• **GIVEN MATERIAL**:
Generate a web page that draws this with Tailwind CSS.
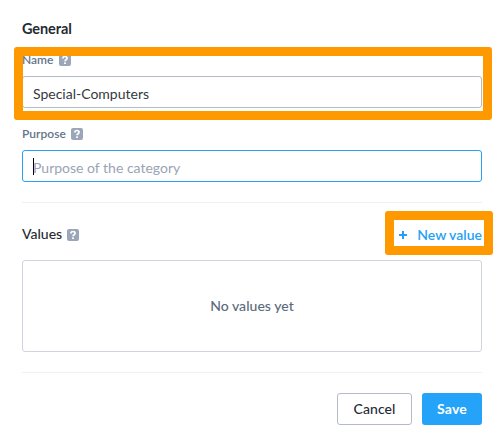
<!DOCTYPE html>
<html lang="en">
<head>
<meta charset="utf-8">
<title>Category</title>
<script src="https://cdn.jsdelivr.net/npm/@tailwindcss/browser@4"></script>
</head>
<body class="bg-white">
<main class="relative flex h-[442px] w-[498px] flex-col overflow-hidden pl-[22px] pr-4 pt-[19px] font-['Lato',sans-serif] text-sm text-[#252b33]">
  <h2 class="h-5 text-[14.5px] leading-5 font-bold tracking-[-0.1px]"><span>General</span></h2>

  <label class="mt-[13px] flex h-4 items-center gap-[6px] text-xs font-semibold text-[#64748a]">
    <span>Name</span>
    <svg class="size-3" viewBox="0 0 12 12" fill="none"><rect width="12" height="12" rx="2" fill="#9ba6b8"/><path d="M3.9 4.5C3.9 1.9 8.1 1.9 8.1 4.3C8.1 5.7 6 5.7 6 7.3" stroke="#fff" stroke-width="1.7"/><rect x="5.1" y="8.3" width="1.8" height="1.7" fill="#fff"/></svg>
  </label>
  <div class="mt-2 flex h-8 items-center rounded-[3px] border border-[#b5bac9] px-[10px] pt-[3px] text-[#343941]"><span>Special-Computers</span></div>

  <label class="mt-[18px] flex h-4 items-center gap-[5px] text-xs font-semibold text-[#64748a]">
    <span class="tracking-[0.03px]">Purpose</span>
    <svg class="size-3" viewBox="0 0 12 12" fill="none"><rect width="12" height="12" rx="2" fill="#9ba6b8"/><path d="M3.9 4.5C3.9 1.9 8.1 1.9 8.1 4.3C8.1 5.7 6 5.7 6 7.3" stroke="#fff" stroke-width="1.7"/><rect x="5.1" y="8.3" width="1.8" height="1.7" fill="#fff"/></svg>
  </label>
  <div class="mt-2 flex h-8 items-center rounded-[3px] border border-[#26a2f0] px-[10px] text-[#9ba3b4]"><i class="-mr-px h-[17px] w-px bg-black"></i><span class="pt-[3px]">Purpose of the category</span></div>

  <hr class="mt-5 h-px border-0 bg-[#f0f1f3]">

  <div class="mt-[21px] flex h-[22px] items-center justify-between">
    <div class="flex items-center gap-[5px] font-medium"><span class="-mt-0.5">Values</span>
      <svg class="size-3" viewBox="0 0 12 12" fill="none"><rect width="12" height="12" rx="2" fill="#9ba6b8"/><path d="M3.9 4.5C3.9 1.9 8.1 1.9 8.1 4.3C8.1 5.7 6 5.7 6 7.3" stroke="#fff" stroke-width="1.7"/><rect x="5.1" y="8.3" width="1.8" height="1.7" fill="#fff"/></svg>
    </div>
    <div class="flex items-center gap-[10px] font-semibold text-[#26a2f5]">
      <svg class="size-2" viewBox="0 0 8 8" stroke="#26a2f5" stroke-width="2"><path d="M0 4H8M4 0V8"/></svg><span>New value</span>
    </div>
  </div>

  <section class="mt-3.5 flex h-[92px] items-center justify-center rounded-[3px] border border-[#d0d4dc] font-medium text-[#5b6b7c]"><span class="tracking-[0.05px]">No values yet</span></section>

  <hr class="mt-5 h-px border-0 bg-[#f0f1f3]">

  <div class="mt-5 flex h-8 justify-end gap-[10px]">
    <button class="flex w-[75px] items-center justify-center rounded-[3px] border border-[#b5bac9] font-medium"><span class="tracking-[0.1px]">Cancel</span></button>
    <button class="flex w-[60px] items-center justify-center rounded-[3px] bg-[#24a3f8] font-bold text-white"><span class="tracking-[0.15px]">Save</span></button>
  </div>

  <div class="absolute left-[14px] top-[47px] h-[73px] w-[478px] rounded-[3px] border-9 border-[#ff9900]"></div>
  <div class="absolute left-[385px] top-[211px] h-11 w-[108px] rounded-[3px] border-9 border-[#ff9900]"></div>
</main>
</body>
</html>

• **OBJECTIVE**: Quote, please, every line of the material above from its start through the line that has "text-[14.5px] leading-5 font-bold", reproducing the words exactly and dropping any images.

• **CORRECT RESULT**:
Generate a web page that draws this with Tailwind CSS.
<!DOCTYPE html>
<html lang="en">
<head>
<meta charset="utf-8">
<title>Category</title>
<script src="https://cdn.jsdelivr.net/npm/@tailwindcss/browser@4"></script>
</head>
<body class="bg-white">
<main class="relative flex h-[442px] w-[498px] flex-col overflow-hidden pl-[22px] pr-4 pt-[19px] font-['Lato',sans-serif] text-sm text-[#252b33]">
  <h2 class="h-5 text-[14.5px] leading-5 font-bold tracking-[-0.1px]"><span>General</span></h2>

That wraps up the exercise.